Wiki. “Adams 谱序列” [Adams谱序列]
Wiki. “Adams 谱序列” [Adams谱序列]
Adams 谱序列是计算配边不变量的一种方法, 另一种是指标定理. — 万喆彦, BIMSA 公开课 2023-09-18
Adams 谱序列是计算谱的同伦群的有力工具.
$$ \operatorname{Ext}_{\mathcal A_p}^{s,t}(H^*(X,\mathbb{Z}/p),\mathbb{Z}/p) \Rightarrow \pi_{t-s}(X)_p^\wedge $$ 其中 $\mathcal A$ 为对应素数 $p$ 的 Steenrod 代数.
一般而言, 对于环谱 $E$, 有 $E$-Adams 谱序列, 其第二页为 $E$-(上) 同调. 它是非稳定同伦论中 Bousfield–Kan 谱序列的类比.

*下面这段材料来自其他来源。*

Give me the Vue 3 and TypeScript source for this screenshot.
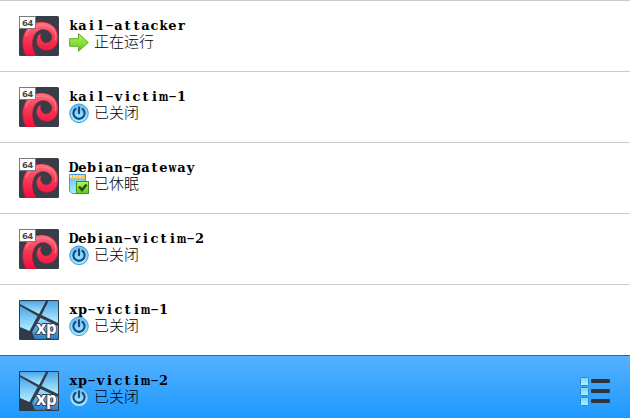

For $E$ a ring spectrum, hence an E-∞ ring, the totalization of its Amitsur complex cosimplicial spectrum $E^{\wedge\bullet}$ is really the algebraic dual incarnation of the $1$-image factorization of the terminal morphism $$ \operatorname{Spec}E \to\operatorname{Spec}(\operatorname{Tot}(E^{\wedge\bullet})) \overset{p}{\to} \operatorname{Spec}\mathbb S. $$ Moreover, a spectrum $X$ is equivalently a quasicoherent sheaf on $\operatorname{Spec}(\mathbb S)$ and $E^{\wedge\bullet}\wedge X$ is accordingly the Sweedler coring that expresses the descent property of $X$ pullled back along the cover $p$, dually the $E$-localization of $X$ (Bousfield 局部化). The Adams spectral sequence may then be seen to be the computation of the homotopy groups of the $E$-localization of $X$ in terms of its restriction to that cover. In general, notably for $E=H\mathbb F_p$, the 1-image of $\operatorname{Spec}(E)\to \operatorname{Spec}(\mathbb S)$ is smaller than $\operatorname{Spec}(\mathbb S)$ and therefore this process computes not all of $X$, but just the restriction to that one image (for instance just the $p$-local component). Examples of ring spectra which are “complete” with respect to the sphere spectrum in that the above 1-image coincides with $\operatorname{Spec}(\mathbb S)$ notably includes the complex cobordism cohomology spectrum $E=\mathrm {MU}$. That explains the relevance of the Adams-Novikov spectral sequence (noticing that the wedge summands of $\mathrm MU(p)$ are the BP-spectra) and the close interplay between the ANSS and chromatic homotopy theory.